Typical fuel pressure ranges by injection system
| Fuel System Type | Typical Pressure Range | Common Use Case | Notes |
|---|---|---|---|
| Throttle Body Injection (legacy) | 9 to 18 psi | Older gasoline systems | Low pressure, coarse atomization relative to modern systems |
| Port Fuel Injection (PFI) | 35 to 60 psi (often 43.5 psi base) | Most performance aftermarket gasoline builds | Pressure-referenced injector flow ratings are often published at 3 bar (43.5 psi) |
| Gasoline Direct Injection (GDI) | 500 to 2,900+ psi | Modern high-pressure direct injection | Completely different pump and injector architecture versus PFI |
How rising pressure changes injector flow in real numbers
The table below uses the same flow math as the calculator, assuming a 43.5 psi baseline differential pressure.
| Differential Pressure (psi) | Flow Multiplier vs 43.5 psi | Flow Increase (%) |
|---|---|---|
| 43.5 | 1.000 | 0% |
| 50 | 1.072 | 7.2% |
| 58 | 1.155 | 15.5% |
| 62.6 | 1.200 | 20.0% |
| 70 | 1.269 | 26.9% |
| 80 | 1.356 | 35.6% |
Why a calculator is useful for turbo and supercharged setups
Forced induction increases cylinder air mass, which increases fuel demand. Tuners usually solve this by selecting injectors with sufficient headroom and keeping duty cycle in a safe range. But during transitions, temporary setups, or mild power goals, pressure adjustments may be considered. A fuel pressure increase calculator helps you quickly answer:
- How much pressure increase is theoretically required for my fuel target?
- Will my current regulator ratio and boost level actually provide that differential?
- Am I approaching or exceeding a safe rail pressure threshold for my hardware?
This is not only about target AFR. It is also about injector behavior. Very high pressure can affect injector latency, spray pattern, and consistency at low pulse widths. So you can use pressure to gain margin, but injector characterization and ECU calibration become increasingly important as you move away from rated conditions.
Authority references for fuel and energy data
For reliable fuel property and energy references, review the U.S. Department of Energy and U.S. Energy Information Administration resources:
- U.S. DOE Alternative Fuels Data Center: Fuel Properties Comparison
- U.S. EIA: Heat content of fuels
- U.S. EPA: Fuels and fuel additives overview
These resources are useful when you are comparing gasoline and ethanol blends, since fuel energy density and stoichiometric requirements influence final injector sizing, pressure strategy, and pump capacity planning.
Important engineering limits before raising pressure
Before increasing fuel pressure, validate hard limits for your exact pump, injector, regulator, fuel filter, lines, and electrical system.
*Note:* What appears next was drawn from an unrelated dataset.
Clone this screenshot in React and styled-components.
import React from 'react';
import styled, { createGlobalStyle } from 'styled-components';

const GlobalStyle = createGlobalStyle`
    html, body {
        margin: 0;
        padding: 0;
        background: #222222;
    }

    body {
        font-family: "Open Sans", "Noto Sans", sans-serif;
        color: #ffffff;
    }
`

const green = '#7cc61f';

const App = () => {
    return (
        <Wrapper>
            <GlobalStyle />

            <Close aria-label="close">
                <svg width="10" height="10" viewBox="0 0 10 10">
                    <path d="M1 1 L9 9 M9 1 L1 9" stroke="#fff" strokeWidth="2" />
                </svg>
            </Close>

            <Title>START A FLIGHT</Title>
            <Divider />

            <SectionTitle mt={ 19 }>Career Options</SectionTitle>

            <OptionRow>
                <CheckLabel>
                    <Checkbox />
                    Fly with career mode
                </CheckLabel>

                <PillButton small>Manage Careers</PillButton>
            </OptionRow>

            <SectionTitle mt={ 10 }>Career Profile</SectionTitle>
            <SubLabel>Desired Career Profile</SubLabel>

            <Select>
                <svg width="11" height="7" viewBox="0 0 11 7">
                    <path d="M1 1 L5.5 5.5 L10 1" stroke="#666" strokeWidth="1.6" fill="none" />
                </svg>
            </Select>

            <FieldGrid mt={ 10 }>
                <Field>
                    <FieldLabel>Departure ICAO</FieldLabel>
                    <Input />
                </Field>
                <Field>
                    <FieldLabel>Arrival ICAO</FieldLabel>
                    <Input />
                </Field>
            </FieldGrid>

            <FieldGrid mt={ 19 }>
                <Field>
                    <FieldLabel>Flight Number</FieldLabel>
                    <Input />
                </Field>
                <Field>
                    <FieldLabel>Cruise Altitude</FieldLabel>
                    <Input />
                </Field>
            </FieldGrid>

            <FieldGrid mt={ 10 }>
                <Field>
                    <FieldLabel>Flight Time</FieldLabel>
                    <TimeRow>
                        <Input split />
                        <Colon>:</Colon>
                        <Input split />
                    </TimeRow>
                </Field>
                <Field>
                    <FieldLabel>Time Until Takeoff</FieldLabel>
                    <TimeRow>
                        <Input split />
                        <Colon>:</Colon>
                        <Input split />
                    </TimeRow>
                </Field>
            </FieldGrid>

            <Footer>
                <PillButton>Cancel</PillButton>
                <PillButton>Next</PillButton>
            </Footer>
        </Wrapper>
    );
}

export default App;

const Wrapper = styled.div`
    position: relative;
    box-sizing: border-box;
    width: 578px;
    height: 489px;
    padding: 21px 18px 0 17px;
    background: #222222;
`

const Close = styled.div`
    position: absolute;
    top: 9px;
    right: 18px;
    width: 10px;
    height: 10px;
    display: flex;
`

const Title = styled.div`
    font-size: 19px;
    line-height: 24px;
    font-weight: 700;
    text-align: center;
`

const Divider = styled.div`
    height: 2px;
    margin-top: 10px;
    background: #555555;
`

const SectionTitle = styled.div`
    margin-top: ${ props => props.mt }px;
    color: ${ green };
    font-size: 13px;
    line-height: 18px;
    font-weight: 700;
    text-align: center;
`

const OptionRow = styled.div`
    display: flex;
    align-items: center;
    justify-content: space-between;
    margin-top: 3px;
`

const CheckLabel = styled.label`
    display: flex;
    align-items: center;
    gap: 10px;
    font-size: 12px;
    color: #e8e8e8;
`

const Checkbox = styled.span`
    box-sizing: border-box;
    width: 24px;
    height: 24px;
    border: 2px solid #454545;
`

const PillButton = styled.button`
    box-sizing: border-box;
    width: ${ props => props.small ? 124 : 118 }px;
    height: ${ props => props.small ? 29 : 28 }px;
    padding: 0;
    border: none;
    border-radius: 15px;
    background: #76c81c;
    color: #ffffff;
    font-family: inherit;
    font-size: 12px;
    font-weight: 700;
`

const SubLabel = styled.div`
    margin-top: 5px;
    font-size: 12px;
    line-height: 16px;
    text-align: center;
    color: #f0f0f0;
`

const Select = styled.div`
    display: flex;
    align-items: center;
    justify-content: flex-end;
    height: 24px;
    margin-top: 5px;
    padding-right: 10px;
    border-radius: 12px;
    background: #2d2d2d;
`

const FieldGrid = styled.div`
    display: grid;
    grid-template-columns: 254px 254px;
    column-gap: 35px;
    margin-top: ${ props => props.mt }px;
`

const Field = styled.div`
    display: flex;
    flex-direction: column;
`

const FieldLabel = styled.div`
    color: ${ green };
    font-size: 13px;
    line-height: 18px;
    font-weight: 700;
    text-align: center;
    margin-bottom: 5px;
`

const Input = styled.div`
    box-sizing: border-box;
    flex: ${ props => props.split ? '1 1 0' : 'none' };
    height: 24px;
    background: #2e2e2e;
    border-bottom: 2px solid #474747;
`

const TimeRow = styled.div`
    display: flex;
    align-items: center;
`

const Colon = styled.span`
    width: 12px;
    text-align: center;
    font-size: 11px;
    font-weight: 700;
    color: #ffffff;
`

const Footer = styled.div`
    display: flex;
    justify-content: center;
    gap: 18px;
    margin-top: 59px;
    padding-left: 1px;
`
Flow bench data from manufacturers should always override assumptions. Key constraints include:
- Pump flow drop at high pressure: As pressure rises, many electric pumps lose flow substantially.
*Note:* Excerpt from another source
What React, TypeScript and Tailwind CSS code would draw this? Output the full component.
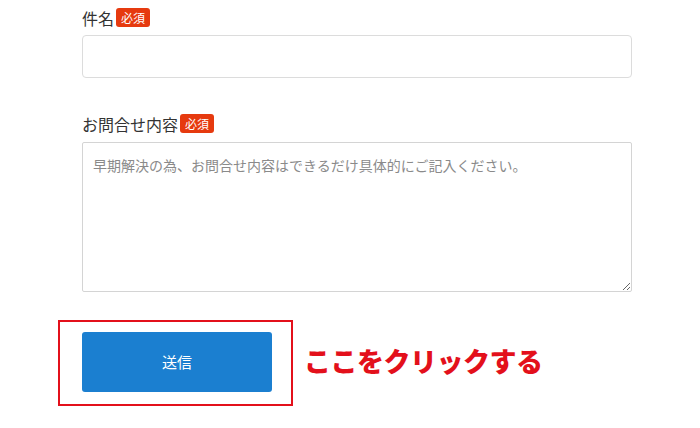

- Injector operating window: Injector linearity and latency data are usually best near rated pressure.
- Thermal load: More pressure can increase pump current and fuel heating.
- Regulator stability: Some regulators exhibit control drift at high delta pressure.
- Safety margin: Every fuel system should maintain pressure margin at peak load and temperature.
In short, pressure can add flow, but it is not a universal replacement for proper injector and pump sizing.
Step by step workflow for accurate use
- Enter your pressure unit: psi, kPa, or bar.
- Input base fuel pressure at zero boost.
- Enter target fuel flow increase percentage.
- Add expected boost pressure.
- Choose regulator ratio (1:1, 2:1, or another ratio).
- Optionally enter injector cc/min to estimate absolute flow changes.
- Set a max safe rail pressure for your hardware.
- Calculate and compare required vs predicted differential pressure.
If predicted differential under boost is below required differential, you likely need one or more of the following: larger injectors, higher base pressure (within limits), higher-capacity pump system, revised regulator strategy, or reduced target load. If predicted differential exceeds required but rail pressure exceeds hardware limits, move toward injector resizing instead of more pressure.
Example tuning interpretation
Assume 43.5 psi base pressure, 12 psi boost, 1:1 regulator, and a 20 percent flow target increase. Required differential is about 62.6 psi. With 1:1 referencing, differential stays near base, roughly 43.5 psi, so the setup does not meet target by pressure alone. You can still meet demand with bigger injectors, but pressure strategy by itself is insufficient in this case.
Now change to a 3:1 rising-rate configuration at the same boost. Rail pressure climbs much faster. Differential can increase significantly, potentially achieving the target increase. But this may drive rail pressure into ranges that are unsuitable for your pump or injector characterization data. That is why the calculator displays both differential and rail pressure outcomes.
Fuel type and composition considerations
Ethanol blends generally require more volume for equivalent energy output compared with pure gasoline. Practical consequence: your injector and pump system may need significantly more headroom. Pressure increases can help only to a point. If the fuel requires materially higher mass flow, larger injectors and robust pump capacity are usually the cleaner path for repeatable tuning.
Using published government fuel property data gives you a reliable baseline for planning, but always finish with measured lambda, fuel pressure logging, and injector duty cycle verification under real load.
Best practices checklist
- Target injector duty cycle with conservative margin at peak power.
- Log commanded vs actual rail pressure under boost.
- Validate pressure sensor scaling and ECU compensation tables.
- Use injector data that matches operating pressure range.
- Confirm electrical system voltage under high pump current demand.
- Retest after heat soak, because hot fuel can expose weak margin.
Final takeaway
A fuel pressure increase calculator is a fast decision tool that helps you quantify pressure-based flow gains and avoid guesswork. It is most valuable when used as part of a full calibration workflow: injector sizing, pump performance curves, differential pressure tracking, and measured combustion feedback. Use pressure strategically, respect component limits, and tune with data rather than assumptions.